*PROVIDED MATERIAL:*
_ _ _ _ _ _ _

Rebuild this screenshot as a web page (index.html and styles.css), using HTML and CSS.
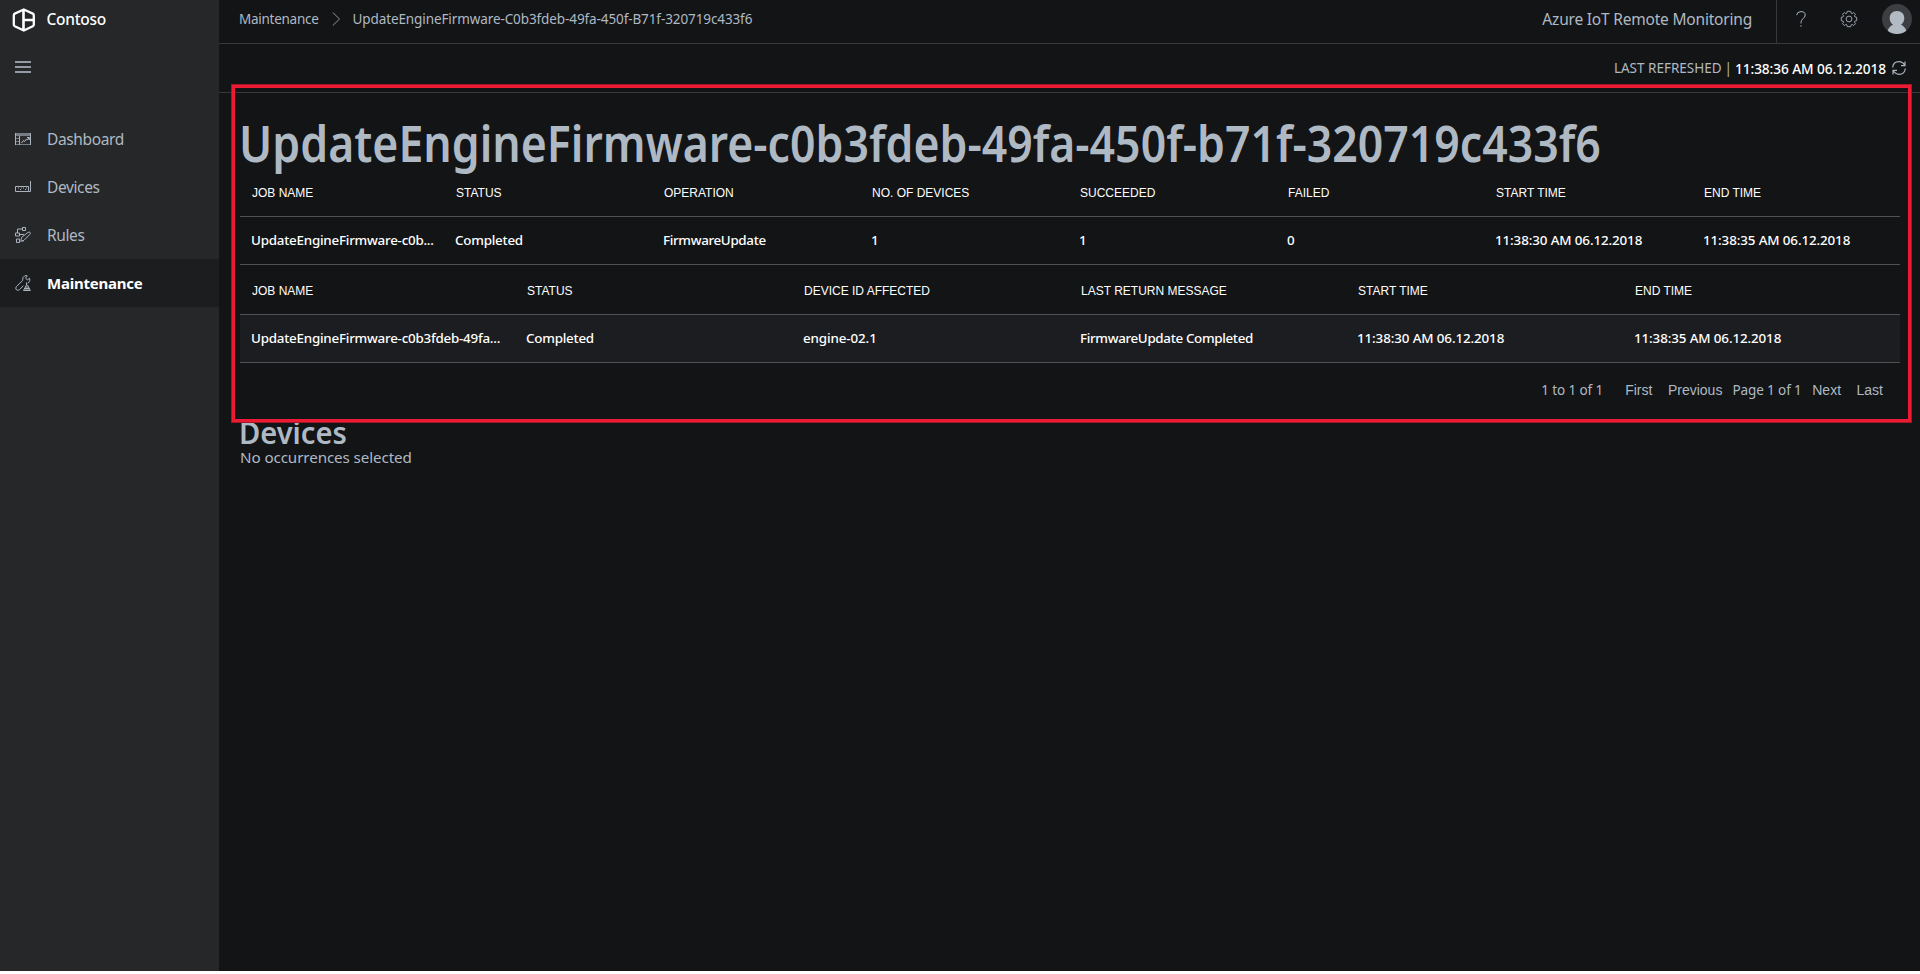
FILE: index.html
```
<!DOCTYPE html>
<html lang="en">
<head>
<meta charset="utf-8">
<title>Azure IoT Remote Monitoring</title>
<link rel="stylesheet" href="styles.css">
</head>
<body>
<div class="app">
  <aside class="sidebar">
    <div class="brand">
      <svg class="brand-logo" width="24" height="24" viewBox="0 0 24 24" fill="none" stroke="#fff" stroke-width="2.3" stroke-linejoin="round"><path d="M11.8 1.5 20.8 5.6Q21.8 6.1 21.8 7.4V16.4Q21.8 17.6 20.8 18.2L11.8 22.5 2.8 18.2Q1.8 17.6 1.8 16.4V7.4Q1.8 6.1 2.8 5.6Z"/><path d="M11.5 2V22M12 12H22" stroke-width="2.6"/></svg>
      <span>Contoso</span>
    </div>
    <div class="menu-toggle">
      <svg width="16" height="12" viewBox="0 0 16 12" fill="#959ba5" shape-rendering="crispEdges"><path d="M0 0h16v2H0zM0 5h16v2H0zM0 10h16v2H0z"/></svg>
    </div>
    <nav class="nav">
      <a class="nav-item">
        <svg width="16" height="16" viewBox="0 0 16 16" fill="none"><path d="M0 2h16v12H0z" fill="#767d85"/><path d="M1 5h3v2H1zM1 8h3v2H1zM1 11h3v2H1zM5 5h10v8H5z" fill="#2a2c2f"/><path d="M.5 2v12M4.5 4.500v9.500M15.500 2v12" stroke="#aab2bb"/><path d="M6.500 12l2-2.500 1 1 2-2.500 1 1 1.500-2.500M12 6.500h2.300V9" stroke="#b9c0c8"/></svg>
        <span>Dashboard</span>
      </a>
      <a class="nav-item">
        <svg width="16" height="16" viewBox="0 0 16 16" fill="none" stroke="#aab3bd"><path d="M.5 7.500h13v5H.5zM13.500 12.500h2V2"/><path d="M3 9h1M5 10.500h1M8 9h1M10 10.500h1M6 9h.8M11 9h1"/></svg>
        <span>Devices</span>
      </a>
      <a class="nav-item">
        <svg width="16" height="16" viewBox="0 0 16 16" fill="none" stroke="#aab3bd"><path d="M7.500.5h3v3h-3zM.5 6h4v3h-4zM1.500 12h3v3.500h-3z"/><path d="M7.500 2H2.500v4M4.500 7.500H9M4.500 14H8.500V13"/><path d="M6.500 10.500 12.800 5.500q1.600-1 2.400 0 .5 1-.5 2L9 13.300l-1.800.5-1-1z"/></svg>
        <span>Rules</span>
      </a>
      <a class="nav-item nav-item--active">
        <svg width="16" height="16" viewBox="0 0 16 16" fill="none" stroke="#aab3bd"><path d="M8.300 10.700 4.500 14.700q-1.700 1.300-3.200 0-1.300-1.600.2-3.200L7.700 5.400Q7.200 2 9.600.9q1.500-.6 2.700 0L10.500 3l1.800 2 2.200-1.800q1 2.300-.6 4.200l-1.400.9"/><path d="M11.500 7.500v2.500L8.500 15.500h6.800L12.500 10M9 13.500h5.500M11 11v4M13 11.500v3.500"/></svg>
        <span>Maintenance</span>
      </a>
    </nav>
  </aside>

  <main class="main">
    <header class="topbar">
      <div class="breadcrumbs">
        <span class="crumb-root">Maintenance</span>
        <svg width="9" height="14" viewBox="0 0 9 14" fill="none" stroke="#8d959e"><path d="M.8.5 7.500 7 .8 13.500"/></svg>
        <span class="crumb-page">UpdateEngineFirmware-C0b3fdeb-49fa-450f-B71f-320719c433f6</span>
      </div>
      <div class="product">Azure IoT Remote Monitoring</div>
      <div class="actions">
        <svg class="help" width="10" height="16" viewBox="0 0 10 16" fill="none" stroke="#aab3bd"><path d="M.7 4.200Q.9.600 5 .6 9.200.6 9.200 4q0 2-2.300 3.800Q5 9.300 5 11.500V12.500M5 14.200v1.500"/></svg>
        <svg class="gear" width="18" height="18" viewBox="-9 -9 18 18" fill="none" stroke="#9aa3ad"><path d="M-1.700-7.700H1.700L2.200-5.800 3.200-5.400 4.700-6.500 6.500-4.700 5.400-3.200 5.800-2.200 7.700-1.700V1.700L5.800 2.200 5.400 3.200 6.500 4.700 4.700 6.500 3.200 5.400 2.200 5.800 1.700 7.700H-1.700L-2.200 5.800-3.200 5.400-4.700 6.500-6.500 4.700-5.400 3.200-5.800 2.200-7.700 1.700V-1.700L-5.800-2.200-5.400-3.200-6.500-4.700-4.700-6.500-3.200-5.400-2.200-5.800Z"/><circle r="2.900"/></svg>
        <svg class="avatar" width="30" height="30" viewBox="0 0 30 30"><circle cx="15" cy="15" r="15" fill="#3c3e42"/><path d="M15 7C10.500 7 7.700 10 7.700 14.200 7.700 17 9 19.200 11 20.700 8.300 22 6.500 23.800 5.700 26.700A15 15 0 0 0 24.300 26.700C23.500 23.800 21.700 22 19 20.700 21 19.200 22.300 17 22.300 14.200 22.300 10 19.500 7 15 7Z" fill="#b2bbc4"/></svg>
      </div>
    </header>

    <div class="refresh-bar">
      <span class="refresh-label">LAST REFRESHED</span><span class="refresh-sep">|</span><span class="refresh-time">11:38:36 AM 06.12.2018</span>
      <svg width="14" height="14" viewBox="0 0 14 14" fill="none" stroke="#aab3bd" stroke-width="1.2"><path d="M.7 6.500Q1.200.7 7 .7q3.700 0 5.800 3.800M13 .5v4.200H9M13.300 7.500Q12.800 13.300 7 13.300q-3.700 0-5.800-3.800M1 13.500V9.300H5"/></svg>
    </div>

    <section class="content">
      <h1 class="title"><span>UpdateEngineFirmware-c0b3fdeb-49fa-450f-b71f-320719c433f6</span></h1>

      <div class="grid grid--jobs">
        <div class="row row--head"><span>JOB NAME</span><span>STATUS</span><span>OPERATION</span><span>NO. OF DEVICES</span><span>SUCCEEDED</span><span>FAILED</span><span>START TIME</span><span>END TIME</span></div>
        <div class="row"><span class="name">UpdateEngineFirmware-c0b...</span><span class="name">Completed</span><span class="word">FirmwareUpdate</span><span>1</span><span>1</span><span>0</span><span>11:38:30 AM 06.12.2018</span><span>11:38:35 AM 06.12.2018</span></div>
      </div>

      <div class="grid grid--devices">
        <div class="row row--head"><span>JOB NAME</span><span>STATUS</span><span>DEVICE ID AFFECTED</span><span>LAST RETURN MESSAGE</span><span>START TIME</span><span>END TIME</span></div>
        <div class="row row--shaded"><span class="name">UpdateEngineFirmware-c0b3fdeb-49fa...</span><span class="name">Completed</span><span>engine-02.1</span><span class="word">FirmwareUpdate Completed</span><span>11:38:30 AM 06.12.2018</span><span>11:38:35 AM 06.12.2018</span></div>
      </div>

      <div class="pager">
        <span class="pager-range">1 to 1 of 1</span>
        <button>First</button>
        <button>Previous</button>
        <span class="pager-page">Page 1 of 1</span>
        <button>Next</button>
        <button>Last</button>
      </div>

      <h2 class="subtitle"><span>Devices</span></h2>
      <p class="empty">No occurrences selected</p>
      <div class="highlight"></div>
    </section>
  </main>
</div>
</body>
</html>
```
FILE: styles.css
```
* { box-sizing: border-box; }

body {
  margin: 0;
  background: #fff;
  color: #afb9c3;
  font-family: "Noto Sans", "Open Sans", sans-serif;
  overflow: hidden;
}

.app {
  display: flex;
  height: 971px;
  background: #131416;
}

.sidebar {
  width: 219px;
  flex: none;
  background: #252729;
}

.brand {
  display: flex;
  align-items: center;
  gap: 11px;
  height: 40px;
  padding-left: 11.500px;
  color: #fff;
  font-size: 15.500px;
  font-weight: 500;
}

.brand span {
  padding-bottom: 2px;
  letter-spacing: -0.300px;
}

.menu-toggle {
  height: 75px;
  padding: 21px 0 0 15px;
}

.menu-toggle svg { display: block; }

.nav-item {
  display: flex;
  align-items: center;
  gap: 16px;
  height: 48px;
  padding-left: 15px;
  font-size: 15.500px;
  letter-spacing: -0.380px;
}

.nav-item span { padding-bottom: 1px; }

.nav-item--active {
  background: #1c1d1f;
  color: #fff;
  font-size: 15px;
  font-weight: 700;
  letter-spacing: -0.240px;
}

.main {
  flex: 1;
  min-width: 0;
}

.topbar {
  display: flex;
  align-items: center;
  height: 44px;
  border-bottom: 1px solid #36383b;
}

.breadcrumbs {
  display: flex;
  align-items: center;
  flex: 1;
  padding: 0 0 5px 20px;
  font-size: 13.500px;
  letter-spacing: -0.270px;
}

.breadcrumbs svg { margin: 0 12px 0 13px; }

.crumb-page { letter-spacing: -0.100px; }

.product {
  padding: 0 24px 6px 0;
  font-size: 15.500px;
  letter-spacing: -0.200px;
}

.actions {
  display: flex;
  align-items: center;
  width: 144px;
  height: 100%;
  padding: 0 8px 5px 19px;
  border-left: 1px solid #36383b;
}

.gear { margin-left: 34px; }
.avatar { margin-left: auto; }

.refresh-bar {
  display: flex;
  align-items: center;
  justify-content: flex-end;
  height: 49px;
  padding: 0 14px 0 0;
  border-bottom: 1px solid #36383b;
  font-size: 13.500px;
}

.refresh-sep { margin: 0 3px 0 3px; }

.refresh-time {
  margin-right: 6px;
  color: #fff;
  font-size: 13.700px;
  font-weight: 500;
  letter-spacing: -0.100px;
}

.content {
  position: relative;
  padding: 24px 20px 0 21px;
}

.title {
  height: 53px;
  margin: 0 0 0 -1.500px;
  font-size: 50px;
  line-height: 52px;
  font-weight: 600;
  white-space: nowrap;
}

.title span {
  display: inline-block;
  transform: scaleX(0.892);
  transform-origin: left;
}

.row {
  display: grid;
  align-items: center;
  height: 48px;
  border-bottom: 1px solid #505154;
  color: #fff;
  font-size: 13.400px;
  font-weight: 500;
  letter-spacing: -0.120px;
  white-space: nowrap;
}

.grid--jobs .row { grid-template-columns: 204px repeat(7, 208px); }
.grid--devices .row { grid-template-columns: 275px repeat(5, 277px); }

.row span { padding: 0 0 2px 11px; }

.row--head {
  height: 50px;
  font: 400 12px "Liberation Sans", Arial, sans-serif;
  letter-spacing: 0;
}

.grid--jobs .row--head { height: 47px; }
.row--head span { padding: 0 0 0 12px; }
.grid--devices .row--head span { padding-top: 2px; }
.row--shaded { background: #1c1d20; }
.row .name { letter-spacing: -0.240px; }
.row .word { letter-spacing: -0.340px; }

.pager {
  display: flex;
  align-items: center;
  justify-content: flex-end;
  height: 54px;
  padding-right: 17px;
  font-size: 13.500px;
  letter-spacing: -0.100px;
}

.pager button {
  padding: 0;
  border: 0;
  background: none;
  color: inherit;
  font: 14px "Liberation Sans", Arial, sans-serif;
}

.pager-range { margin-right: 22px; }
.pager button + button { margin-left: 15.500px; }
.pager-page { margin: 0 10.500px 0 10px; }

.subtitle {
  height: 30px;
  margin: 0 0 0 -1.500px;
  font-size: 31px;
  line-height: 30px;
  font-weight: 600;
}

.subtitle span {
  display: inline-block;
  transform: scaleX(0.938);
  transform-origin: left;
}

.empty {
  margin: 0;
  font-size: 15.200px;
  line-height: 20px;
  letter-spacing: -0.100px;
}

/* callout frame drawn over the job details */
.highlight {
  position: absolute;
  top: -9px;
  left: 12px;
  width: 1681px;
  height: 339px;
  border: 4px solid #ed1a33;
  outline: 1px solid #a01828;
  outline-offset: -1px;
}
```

_ _ _ _ _ _ _

*WHAT THE TASK ASKS:*
Lines that hold "index" are the ones to copy; find all of them.

*ANSWER TO THE TASK:*
Rebuild this screenshot as a web page (index.html and styles.css), using HTML and CSS.
FILE: index.html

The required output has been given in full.